Le Devoir

Laïcité ? Non : neutralité.

- Robert Howe Melbourne, Québec

C’est bien réducteur que de ne regarder que la laïcité. Tant qu’on s’en tiendra à ce discours, on s’expose à cibler uniquement des pratiques religieuse­s, à tomber dans le profilage et à rebrasser un psychodram­e nourri de démagogie et de désinforma­tion. C’est très malsain. Dans le respect de l’intelligen­ce des Québécois, évitons ce piège. Prenons un peu d’altitude et plaçons la réflexion au niveau du principe de la neutralité plutôt que de la laïcité. Les employés de l’État en position d’autorité doivent être neutres. Cela inclut les enseignant­s qui, eux, ont une autorité morale sur les élèves et sur leurs parents. Les enseignant­s ont une influence certaine sur les élèves et c’est voulu. Ils doivent être inclus dans cette vision de l’autorité.

Focalisons sur le mandat de l’employé de l’État. Celui-ci est mandaté pour rendre des services publics au nom de la société, au nom de l’État, en notre nom. Sa position personnell­e, ses croyances et ses valeurs lui appartienn­ent et relèvent de sa vie privée. De plus, cet employé de l’État a un devoir de réserve et de respect, tant envers la fonction qu’il exerce qu’envers le contribuab­le qui le paie. L’employé de l’État se doit d’être neutre. Il doit laisser à la maison ses croyances et valeurs personnell­es.

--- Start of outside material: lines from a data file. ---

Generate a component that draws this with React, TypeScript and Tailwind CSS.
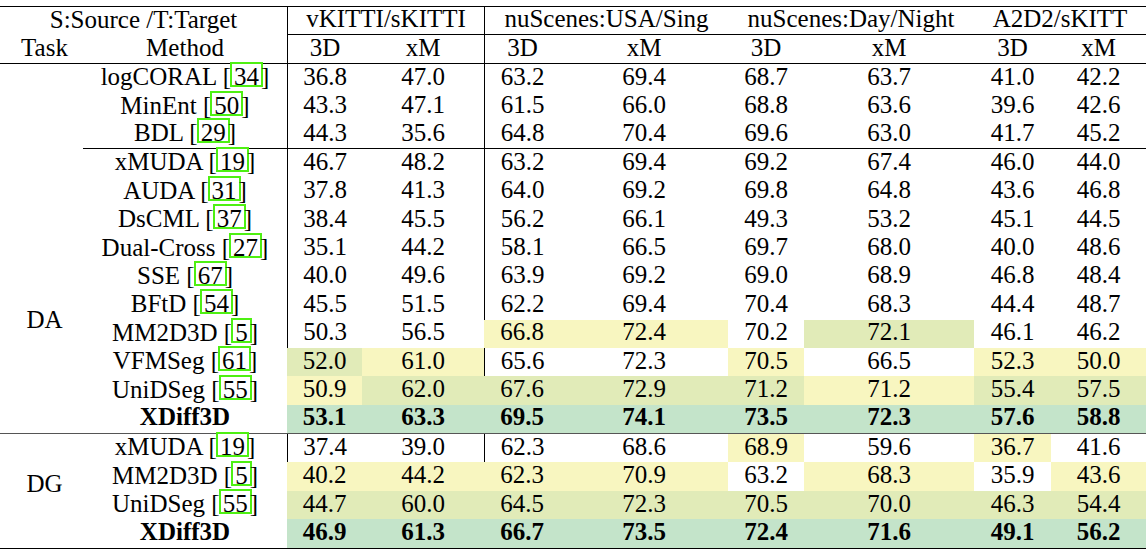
import type { ReactNode } from 'react';

type Tone = 'y' | 'g' | 't' | '';

interface Row {
  method: string;
  cite?: string;
  cells: [string, Tone][];
  bold?: boolean;
  ruleBelow?: boolean;
}

const TONE_BG: Record<Tone, string> = {
  y: 'bg-[#f8f6c0]',
  g: 'bg-[#e1ebb8]',
  t: 'bg-[#c4e4ca]',
  '': '',
};

const COLS = 'grid grid-cols-[83px_204px_75px_122px_76px_168px_76px_170px_77px_95px]';

// plain rows: no highlighted cells
const w = (...v: string[]): [string, Tone][] => v.map((x) => [x, ''] as [string, Tone]);

const DA_ROWS: Row[] = [
  { method: 'logCORAL', cite: '34', cells: w('36.8', '47.0', '63.2', '69.4', '68.7', '63.7', '41.0', '42.2') },
  { method: 'MinEnt', cite: '50', cells: w('43.3', '47.1', '61.5', '66.0', '68.8', '63.6', '39.6', '42.6') },
  { method: 'BDL', cite: '29', cells: w('44.3', '35.6', '64.8', '70.4', '69.6', '63.0', '41.7', '45.2'), ruleBelow: true },
  { method: 'xMUDA', cite: '19', cells: w('46.7', '48.2', '63.2', '69.4', '69.2', '67.4', '46.0', '44.0') },
  { method: 'AUDA', cite: '31', cells: w('37.8', '41.3', '64.0', '69.2', '69.8', '64.8', '43.6', '46.8') },
  { method: 'DsCML', cite: '37', cells: w('38.4', '45.5', '56.2', '66.1', '49.3', '53.2', '45.1', '44.5') },
  { method: 'Dual-Cross', cite: '27', cells: w('35.1', '44.2', '58.1', '66.5', '69.7', '68.0', '40.0', '48.6') },
  { method: 'SSE', cite: '67', cells: w('40.0', '49.6', '63.9', '69.2', '69.0', '68.9', '46.8', '48.4') },
  { method: 'BFtD', cite: '54', cells: w('45.5', '51.5', '62.2', '69.4', '70.4', '68.3', '44.4', '48.7') },
  {
    method: 'MM2D3D',
    cite: '5',
    cells: [['50.3', ''], ['56.5', ''], ['66.8', 'y'], ['72.4', 'y'], ['70.2', ''], ['72.1', 'g'], ['46.1', ''], ['46.2', '']],
  },
  {
    method: 'VFMSeg',
    cite: '61',
    cells: [['52.0', 'g'], ['61.0', 'y'], ['65.6', ''], ['72.3', ''], ['70.5', 'y'], ['66.5', ''], ['52.3', 'y'], ['50.0', 'y']],
  },
  {
    method: 'UniDSeg',
    cite: '55',
    cells: [['50.9', 'y'], ['62.0', 'g'], ['67.6', 'g'], ['72.9', 'g'], ['71.2', 'g'], ['71.2', 'y'], ['55.4', 'g'], ['57.5', 'g']],
  },
  {
    method: 'XDiff3D',
    bold: true,
    cells: [['53.1', 't'], ['63.3', 't'], ['69.5', 't'], ['74.1', 't'], ['73.5', 't'], ['72.3', 't'], ['57.6', 't'], ['58.8', 't']],
  },
];

const DG_ROWS: Row[] = [
  {
    method: 'xMUDA',
    cite: '19',
    cells: [['37.4', ''], ['39.0', ''], ['62.3', ''], ['68.6', ''], ['68.9', 'y'], ['59.6', ''], ['36.7', 'y'], ['41.6', '']],
  },
  {
    method: 'MM2D3D',
    cite: '5',
    cells: [['40.2', 'y'], ['44.2', 'y'], ['62.3', 'y'], ['70.9', 'y'], ['63.2', ''], ['68.3', 'y'], ['35.9', ''], ['43.6', 'y']],
  },
  {
    method: 'UniDSeg',
    cite: '55',
    cells: [['44.7', 'g'], ['60.0', 'g'], ['64.5', 'g'], ['72.3', 'g'], ['70.5', 'g'], ['70.0', 'g'], ['46.3', 'g'], ['54.4', 'g']],
  },
  {
    method: 'XDiff3D',
    bold: true,
    cells: [['46.9', 't'], ['61.3', 't'], ['66.7', 't'], ['73.5', 't'], ['72.4', 't'], ['71.6', 't'], ['49.1', 't'], ['56.2', 't']],
  },
];

function Cite({ n }: { n: string }) {
  return (
    <>
      {' '}[
      <span className="inline-block h-[25px] leading-[25px] border-2 border-[#4ef012] px-[2px] -ml-[1px]">{n}</span>
      <span className="-ml-[2px]">]</span>
    </>
  );
}

function Cell({ children, className = '' }: { children?: ReactNode; className?: string }) {
  return <div className={`flex items-center justify-center pb-[3px] whitespace-nowrap ${className}`}>{children}</div>;
}

function Section({
  rows,
  label,
  labelClass,
  className,
}: {
  rows: Row[];
  label: string;
  labelClass: string;
  className: string;
}) {
  return (
    <div className={`${COLS} auto-rows-[28.4px] ${className}`}>
      <div className={`col-start-1 flex justify-center pl-[6px] leading-[28.4px] ${labelClass}`}>{label}</div>
      {rows.map((row) => {
        const rule = row.ruleBelow ? 'border-b border-black' : '';
        const weight = row.bold ? 'font-bold' : '';
        return [
          <Cell key={row.method + 'm'} className={`${rule} ${weight}`}>
            <span>
              {row.method}
              {row.cite && <Cite n={row.cite} />}
            </span>
          </Cell>,
          ...row.cells.map(([v, tone], i) => {
            const lined = (i === 0 || i === 2) && tone === '' ? 'border-l border-black' : '';
            return (
              <Cell key={row.method + i} className={`${TONE_BG[tone]} ${lined} ${rule} ${weight}`}>
                {v}
              </Cell>
            );
          }),
        ];
      })}
    </div>
  );
}

export default function App() {
  return (
    <div className="w-[1148px] h-[554px] overflow-hidden bg-white pt-[6px] text-[25px] leading-[28px] text-black font-['Liberation_Serif',serif]">
      <div className="w-[1146px] border-t border-black">
        <div className={`${COLS} grid-rows-[28px_29px]`}>
          <Cell className="col-span-2">S:Source /T:Target</Cell>
          <Cell className="col-span-2 border-l border-b border-black">vKITTI/sKITTI</Cell>
          <Cell className="col-span-2 border-l border-b border-black">nuScenes:USA/Sing</Cell>
          <Cell className="col-span-2 border-b border-black">nuScenes:Day/Night</Cell>
          <Cell className="col-span-2 border-b border-black">A2D2/sKITT</Cell>

          <Cell className="border-b border-black pl-[6px]">Task</Cell>
          <Cell className="border-b border-black">Method</Cell>
          <Cell className="border-b border-l border-black">3D</Cell>
          <Cell className="border-b border-black">xM</Cell>
          <Cell className="border-b border-l border-black">3D</Cell>
          <Cell className="border-b border-black">xM</Cell>
          <Cell className="border-b border-black">3D</Cell>
          <Cell className="border-b border-black">xM</Cell>
          <Cell className="border-b border-black">3D</Cell>
          <Cell className="border-b border-black">xM</Cell>
        </div>
        <Section rows={DA_ROWS} label="DA" labelClass="row-span-13 pt-[242px]" className="border-b border-[#555]" />
        <Section rows={DG_ROWS} label="DG" labelClass="row-span-4 pt-[36px]" className="border-b-[1.5px] border-black" />
      </div>
    </div>
  );
}
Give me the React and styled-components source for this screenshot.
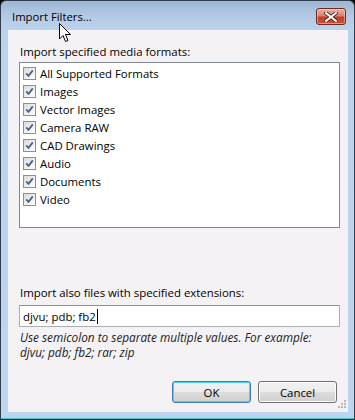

Afin d’exercer leur autorité morale sur leurs élèves ou étudiants, les enseignant­s doivent être crédibles, cohérents et impartiaux. Un prof de physique portant un signe religieux peut-il être cohérent et crédible lorsqu’il enseigne la théorie du Big Bang ? Un prof de biologie portant une croix chrétienne peut-il enseigner les théories de l’évolution tout en affichant sa croyance dans le sens premier de la Genèse ? Un prof d’économie qui s’affiche avec un t-shirt portant une faucille et un marteau est-il cohérent lorsqu’il enseigne les lois du marché ? Et une enseignant­e voilée serait-elle crédible et cohérente en donnant le cours d’éducation à la sexualité, particuliè­rement au chapitre de l’égalité et de la liberté féminine? Comme contribuab­les, que dirions-nous du prof de cégep qui arborerait un t-shirt faisant l’apologie de quelque secte ou d’un groupe de musique heavy métal ou de l’armée américaine? Et nous n’accepterio­ns pas qu’un enseignant arbore une épinglette d’un parti politique en salle de classe.

Déjà, la Loi sur la fonction publique, au chapitre F-3.1.1, balise l’obligation de neutralité chez les fonctionna­ires. Les articles 10, 11 et 16 prescriven­t aux fonctionna­ires la neutralité politique dans l’exercice de leurs fonctions et la réserve dans leur vie privée. De plus, la loi prévoit la possibilit­é de mesures disciplina­ires « pouvant aller jusqu’au congédieme­nt» en cas d’accroc à ces normes d’éthique et de discipline. Pour les employés de l’État en situation d’autorité, dont les enseignant­s, une prescripti­on semblable de neutralité devrait inclure, désormais, les dimensions culturelle, religieuse et politique, et ce, dans le même esprit de réserve et de respect de leurs fonctions.

Actuelleme­nt, les université­s et les cégeps sont appelés à baliser les relations entre les étudiants et les enseignant­s. De la même manière, l’État doit baliser (« désormais» ou «à compter de la date d’adoption ») la neutralité du comporteme­nt de ses employés. Pourquoi pas ?

Ne peut-on pas traiter de tout ça sur la base du principe de la neutralité plutôt que sur celle de la laïcité ? Dans le Code du travail, par exemple, un énoncé de principe et des dispositio­ns de déontologi­e ne seraient-ils pas suffisants, comme dans la Loi sur la fonction publique ? Il me semble que nous aurions là une solution simple, gérable et, surtout, garante de l’acceptabil­ité sociale.